Nonprofits Seek Diverse Staff, but Few Have a Formal Strategy
December 4, 2021 — Massachusetts nonprofits and their peers across the country by a wide margin say hiring a diverse range of professional talent will be a top priority during the coming year, but relatively few have a formal talent management strategy, according to a recently completed national survey.
According to Nonprofit HR’s 2022 Nonprofit Talent Management Priorities survey, 79% of 415 participating organizations said they are prioritizing talent acquisition in 2022, up from 59% last year, and 69% said attracting/hiring diverse talent across all demographics, including but not limited to race, age, gender, identity, and differing abilities, is a top priority, which is also up from 54% in 2021.
However, according to the survey, only 25% have a formal talent management strategy or plan in place, while 68% said they do not have a talent management strategy or plan.
In addition, organizations that will strengthen their employer brand to attract better talent is also up to 46% from 25% a year ago. Social impact organizations across the nation are also increasing their focus on total rewards with 65% focusing in this area, compared to 46% last year.
The data regarding talent acquisition also showed that instead of focusing on implementing initiatives to increase candidate engagement at 15%, as was the case a year ago, 50% of organizations that are prioritizing talent acquisition are planning to strengthen internal capacity around interviewing skills, which includes behavioral interviewing, training staff to conduct proper interviews and mitigating bias in the interviewing process.
Additionally, 51% of organizations plan to prioritize total rewards with a focus on implementing merit-based pay programs, which, according to Nonprofit HR, historically has not been a major focus.
“Focusing on total rewards is one way that mission-driven organizations are responding to the Great Resignation,” noted Lisa Brown Alexander, CEO of Nonprofit HR.
Sixty-four percent of survey respondents said insufficient staff resources will impede their ability to realize their talent management priorities, i.e., culture and engagement, learning and development, and 50% said they didn’t have enough financial resources.
The survey findings take on added significance, because another survey, by Salesforce.org, published in its recently released Nonprofit Trends Report, found that 72 of 250 U.S. nonprofits anticipate adding to headcount within the next year. Additionally, when asked, 79% of respondents said it was likely their organization would outsource jobs in the next three years.
Given anticipated staff turnover, Brown Alexander said, “We are seeing more and more nonprofits take proactive steps to deepen their commitment to their employees.”

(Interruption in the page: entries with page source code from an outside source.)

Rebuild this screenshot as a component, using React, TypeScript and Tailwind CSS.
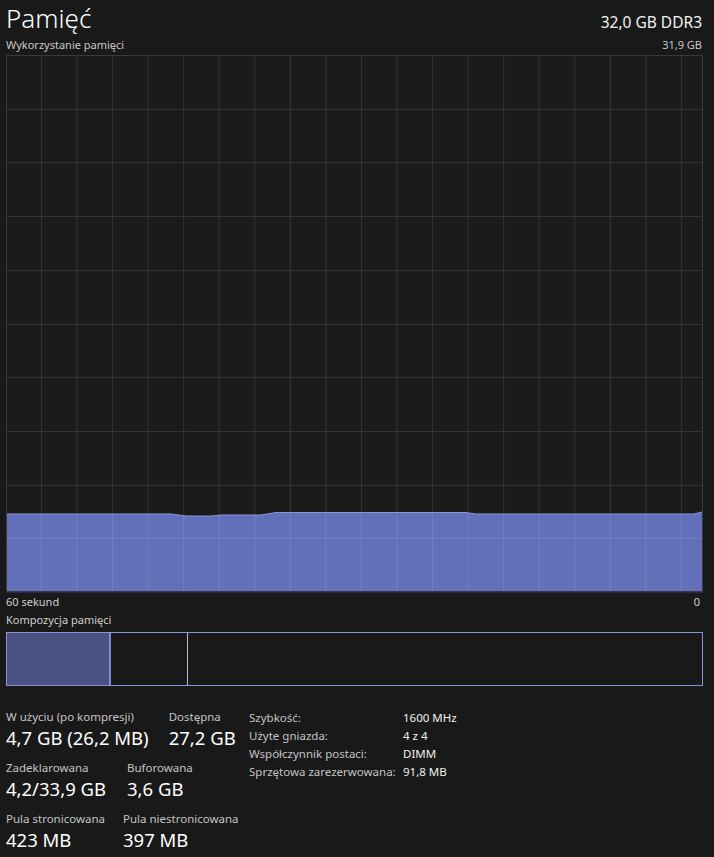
import React from "react";

const font = { fontFamily: '"Noto Sans", "Open Sans", sans-serif' };

const GRAPH_W = 697;
const GRAPH_H = 537;

const usageLine: [number, number][] = [
  [0, 459],
  [165, 459],
  [180, 461],
  [205, 461],
  [215, 460],
  [255, 460],
  [270, 457.5],
  [460, 457.5],
  [470, 459],
  [688, 459],
  [696, 457],
];

const MemoryGraph: React.FC = () => {
  const cols = Array.from({length: 19}, (_, i) => 35 + i * 35.55);
  const rows = Array.from({length: 9}, (_, i) => (i + 1) * (GRAPH_H / 10));
  const top = usageLine.map(([x, y]) => `${x},${y}`).join(" L");
  const area = `M0,${GRAPH_H} L${top} L${GRAPH_W - 1},${GRAPH_H} Z`;

  return (
    <svg width={GRAPH_W} height={GRAPH_H + 1} className="block">
      <rect x="0" y="0" width={GRAPH_W} height={GRAPH_H + 1} fill="#1b1b1b" />
      <path d={area} fill="#6270b9" />
      {cols.map((x) => (
        <line key={x} x1={x + 0.5} x2={x + 0.5} y1="0" y2={GRAPH_H} stroke="#ffffff" strokeOpacity="0.1" />
      ))}
      {rows.map((y) => (
        <line
          key={y}
          x1="0"
          x2={GRAPH_W}
          y1={Math.round(y) + 0.5}
          y2={Math.round(y) + 0.5}
          stroke="#ffffff"
          strokeOpacity="0.1"
        />
      ))}
      <path d={`M${top}`} fill="none" stroke="#8a96dc" strokeWidth="1" />
      <rect x="0.5" y="0.5" width={GRAPH_W - 1} height={GRAPH_H - 1} fill="none" stroke="#3a3a3a" />
      <line x1="0" x2={GRAPH_W} y1={GRAPH_H + 0.5} y2={GRAPH_H + 0.5} stroke="#262b48" />
    </svg>
  );
};

const Stat: React.FC<{label: string; value: string; className?: string}> = ({label, value, className}) => (
  <div className={`flex flex-col ${className ?? ""}`}>
    <span className="text-[11.5px] leading-[16px] text-[#c4c4c4]">{label}</span>
    <span className="text-[18.5px] leading-[26px] text-white">{value}</span>
  </div>
);

const details = [
  ["Szybkość:", "1600 MHz"],
  ["Użyte gniazda:", "4 z 4"],
  ["Współczynnik postaci:", "DIMM"],
  ["Sprzętowa zarezerwowana:", "91,8 MB"],
];

export default function App() {
  return (
    <div className="h-[857px] w-[714px] overflow-hidden bg-[#191919] px-[6px]" style={font}>
      <div className="flex h-[37px] items-baseline justify-between pr-[6px]">
        <h1 className="text-[26px] font-light leading-[36px] text-white">Pamięć</h1>
        <span className="text-[15.5px] leading-[32px] text-[#f0f0f0]">32,0 GB DDR3</span>
      </div>
      <div className="flex h-[18px] items-start justify-between pr-[6px] text-[11px] leading-[16px] text-[#c8c8c8]">
        <span>Wykorzystanie pamięci</span>
        <span>31,9 GB</span>
      </div>
      <MemoryGraph />
      <div className="flex h-[18px] items-start justify-between pr-[8px] pt-[1px] text-[11px] leading-[16px] text-[#d0d0d0]">
        <span>60 sekund</span>
        <span>0</span>
      </div>
      <div className="h-[21px] pt-[1px] text-[11px] leading-[16px] text-[#d0d0d0]">Kompozycja pamięci</div>
      <div className="flex h-[54px] w-[697px] border border-[#8a94d4]">
        <div className="w-[104px] border-r-2 border-[#7c88d8] bg-[#4a5284]" />
        <div className="w-[77px] border-r border-[#b9bccc]" />
        <div className="flex-1" />
      </div>
      <div className="flex items-start pt-[23px]">
        <div className="flex w-[243px] flex-col gap-[9px]">
          <div className="flex gap-[20px]">
            <Stat label="W użyciu (po kompresji)" value="4,7 GB (26,2 MB)" />
            <Stat label="Dostępna" value="27,2 GB" />
          </div>
          <div className="flex gap-[8px]">
            <Stat label="Zadeklarowana" value="4,2/33,9 GB" className="w-[113px]" />
            <Stat label="Buforowana" value="3,6 GB" />
          </div>
          <div className="flex gap-[8px]">
            <Stat label="Pula stronicowana" value="423 MB" className="w-[109px]" />
            <Stat label="Pula niestronicowana" value="397 MB" />
          </div>
        </div>
        <div className="grid grid-cols-[154px_1fr] content-start gap-y-[2px] pt-[1px] text-[11.5px] leading-[16px]">
          {details.map(([k, v]) => (
            <React.Fragment key={k}>
              <span className="text-[#c4c4c4]">{k}</span>
              <span className="text-[#f0f0f0]">{v}</span>
            </React.Fragment>
          ))}
        </div>
      </div>
    </div>
  );
}
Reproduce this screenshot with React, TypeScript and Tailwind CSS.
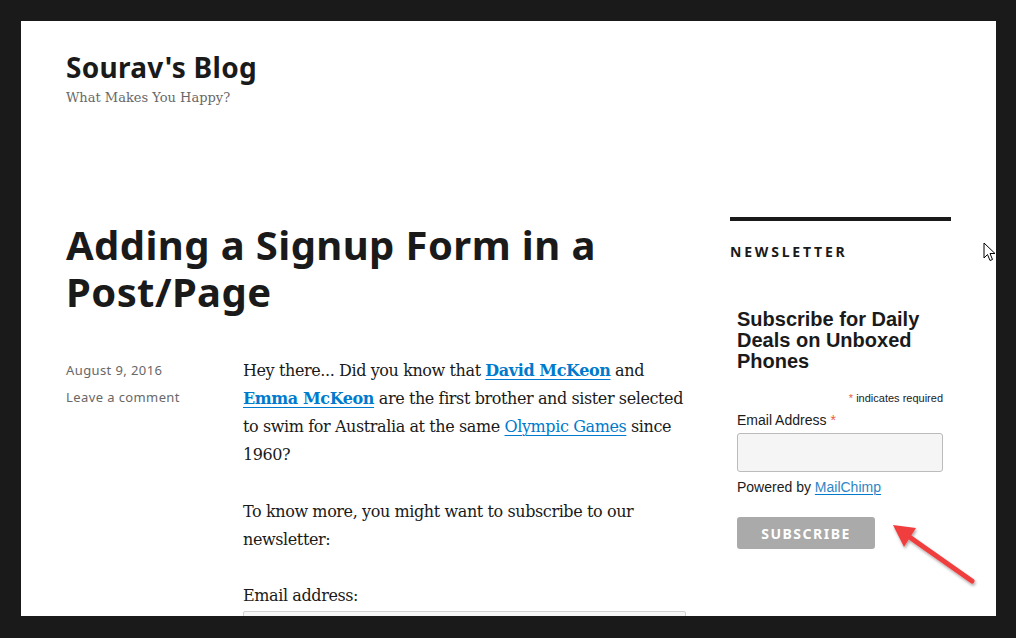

The Salesforce Nonprofit Trends Report echoed the sentiment, noting, “Build genuine connection with your staff, have ongoing conversations, and get buy-in on organizational performance and your vision to ensure near- and long-term sustainability. Have empathy and provide resources so each member of your team knows you care not only about the viability of your organization but that you care about them as an individual.”